Problem | Find the lines below that contain the word "components" and count them. Only the number should be given.

Data segment |
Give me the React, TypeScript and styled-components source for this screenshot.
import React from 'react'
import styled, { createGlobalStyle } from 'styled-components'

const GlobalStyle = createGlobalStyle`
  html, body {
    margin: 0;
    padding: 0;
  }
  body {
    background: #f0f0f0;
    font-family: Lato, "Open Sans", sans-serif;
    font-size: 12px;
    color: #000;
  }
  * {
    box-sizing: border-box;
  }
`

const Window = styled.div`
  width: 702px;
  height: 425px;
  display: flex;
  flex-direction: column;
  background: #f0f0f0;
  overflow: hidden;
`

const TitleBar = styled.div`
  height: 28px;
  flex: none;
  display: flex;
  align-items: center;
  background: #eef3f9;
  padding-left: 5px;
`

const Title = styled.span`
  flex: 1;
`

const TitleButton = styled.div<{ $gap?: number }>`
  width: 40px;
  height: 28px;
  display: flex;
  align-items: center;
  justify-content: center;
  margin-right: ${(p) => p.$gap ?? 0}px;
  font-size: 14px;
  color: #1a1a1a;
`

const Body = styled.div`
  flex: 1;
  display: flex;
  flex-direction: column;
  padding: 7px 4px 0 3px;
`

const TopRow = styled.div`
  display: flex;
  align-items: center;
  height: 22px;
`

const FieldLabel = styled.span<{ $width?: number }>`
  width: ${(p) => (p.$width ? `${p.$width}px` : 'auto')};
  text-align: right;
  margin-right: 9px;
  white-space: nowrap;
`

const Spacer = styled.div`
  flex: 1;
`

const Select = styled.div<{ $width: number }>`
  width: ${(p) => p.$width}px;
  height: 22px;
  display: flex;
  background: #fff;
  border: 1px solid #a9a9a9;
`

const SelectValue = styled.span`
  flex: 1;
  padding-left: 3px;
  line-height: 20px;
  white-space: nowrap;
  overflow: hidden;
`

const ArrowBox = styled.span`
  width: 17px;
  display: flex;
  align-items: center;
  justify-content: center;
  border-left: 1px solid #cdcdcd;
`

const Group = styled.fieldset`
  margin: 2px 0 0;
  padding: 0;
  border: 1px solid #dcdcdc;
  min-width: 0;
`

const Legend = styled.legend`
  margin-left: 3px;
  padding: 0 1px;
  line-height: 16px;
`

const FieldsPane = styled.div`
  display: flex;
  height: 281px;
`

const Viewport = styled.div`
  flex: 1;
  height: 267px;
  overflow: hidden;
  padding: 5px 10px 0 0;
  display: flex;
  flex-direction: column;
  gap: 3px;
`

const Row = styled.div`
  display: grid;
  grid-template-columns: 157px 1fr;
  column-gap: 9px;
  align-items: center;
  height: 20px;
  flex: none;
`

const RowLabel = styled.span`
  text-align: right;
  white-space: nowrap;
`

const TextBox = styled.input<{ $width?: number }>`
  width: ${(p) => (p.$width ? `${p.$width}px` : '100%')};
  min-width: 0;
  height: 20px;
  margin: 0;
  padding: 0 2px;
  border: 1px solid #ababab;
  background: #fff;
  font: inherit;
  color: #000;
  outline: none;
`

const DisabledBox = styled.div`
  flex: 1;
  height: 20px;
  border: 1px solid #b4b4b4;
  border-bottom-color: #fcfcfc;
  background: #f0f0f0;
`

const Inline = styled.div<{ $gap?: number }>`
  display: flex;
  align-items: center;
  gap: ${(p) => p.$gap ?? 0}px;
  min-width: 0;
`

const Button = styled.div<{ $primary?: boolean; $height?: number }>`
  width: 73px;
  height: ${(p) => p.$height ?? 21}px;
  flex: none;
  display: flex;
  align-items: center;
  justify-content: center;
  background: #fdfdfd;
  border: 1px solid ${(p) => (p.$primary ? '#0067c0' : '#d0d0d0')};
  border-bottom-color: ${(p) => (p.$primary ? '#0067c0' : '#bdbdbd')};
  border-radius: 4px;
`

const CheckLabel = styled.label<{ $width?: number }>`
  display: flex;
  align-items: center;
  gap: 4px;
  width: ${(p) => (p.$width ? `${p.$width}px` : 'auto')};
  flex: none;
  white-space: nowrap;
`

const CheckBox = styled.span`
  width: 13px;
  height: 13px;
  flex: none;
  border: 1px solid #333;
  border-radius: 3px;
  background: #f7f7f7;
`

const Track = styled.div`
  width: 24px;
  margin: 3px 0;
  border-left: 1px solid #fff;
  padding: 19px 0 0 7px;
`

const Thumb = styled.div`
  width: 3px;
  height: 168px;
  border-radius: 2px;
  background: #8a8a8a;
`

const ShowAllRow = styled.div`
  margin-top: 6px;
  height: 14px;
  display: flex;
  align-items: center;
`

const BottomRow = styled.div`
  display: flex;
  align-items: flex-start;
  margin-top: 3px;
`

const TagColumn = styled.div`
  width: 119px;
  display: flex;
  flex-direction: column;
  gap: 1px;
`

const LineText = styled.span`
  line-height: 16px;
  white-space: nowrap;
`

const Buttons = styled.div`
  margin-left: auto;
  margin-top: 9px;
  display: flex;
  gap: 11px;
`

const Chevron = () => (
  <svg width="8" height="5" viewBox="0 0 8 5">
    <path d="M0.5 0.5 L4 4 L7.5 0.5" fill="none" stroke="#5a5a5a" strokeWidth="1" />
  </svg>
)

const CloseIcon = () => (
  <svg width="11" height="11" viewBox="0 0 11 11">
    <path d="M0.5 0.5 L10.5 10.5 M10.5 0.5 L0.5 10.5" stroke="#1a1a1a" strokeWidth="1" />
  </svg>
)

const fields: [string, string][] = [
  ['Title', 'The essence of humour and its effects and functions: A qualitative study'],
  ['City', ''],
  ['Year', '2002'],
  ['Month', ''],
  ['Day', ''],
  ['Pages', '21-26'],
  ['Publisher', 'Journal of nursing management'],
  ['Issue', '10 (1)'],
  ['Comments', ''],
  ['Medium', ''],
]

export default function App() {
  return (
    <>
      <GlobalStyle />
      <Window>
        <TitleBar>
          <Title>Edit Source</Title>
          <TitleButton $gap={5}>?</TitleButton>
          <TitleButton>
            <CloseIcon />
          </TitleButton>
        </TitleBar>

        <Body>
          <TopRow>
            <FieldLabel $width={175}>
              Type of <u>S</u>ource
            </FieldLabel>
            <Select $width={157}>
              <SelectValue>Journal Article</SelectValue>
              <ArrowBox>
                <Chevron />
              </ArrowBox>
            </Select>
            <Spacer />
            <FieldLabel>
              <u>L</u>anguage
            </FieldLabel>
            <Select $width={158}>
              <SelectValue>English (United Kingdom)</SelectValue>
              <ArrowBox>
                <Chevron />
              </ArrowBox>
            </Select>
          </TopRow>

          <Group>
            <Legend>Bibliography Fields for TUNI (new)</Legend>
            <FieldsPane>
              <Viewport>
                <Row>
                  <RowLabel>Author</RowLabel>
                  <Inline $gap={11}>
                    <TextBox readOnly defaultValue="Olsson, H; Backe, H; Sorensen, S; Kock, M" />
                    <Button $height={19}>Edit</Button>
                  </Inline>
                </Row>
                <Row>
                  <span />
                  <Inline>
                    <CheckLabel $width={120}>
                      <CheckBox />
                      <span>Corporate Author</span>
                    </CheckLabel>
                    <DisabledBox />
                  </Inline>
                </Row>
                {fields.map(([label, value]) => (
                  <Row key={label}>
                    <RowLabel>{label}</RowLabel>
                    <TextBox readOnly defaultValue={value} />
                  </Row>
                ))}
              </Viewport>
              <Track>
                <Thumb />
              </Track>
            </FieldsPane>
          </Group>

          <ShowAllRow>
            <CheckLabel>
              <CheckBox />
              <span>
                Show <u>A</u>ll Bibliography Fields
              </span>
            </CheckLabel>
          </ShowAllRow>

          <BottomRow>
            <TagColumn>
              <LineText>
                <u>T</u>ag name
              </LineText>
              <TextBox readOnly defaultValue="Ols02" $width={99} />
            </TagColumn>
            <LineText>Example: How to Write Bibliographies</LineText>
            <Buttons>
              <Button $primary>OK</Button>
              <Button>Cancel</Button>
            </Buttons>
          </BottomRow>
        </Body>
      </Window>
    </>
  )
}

Solution for this problem | 2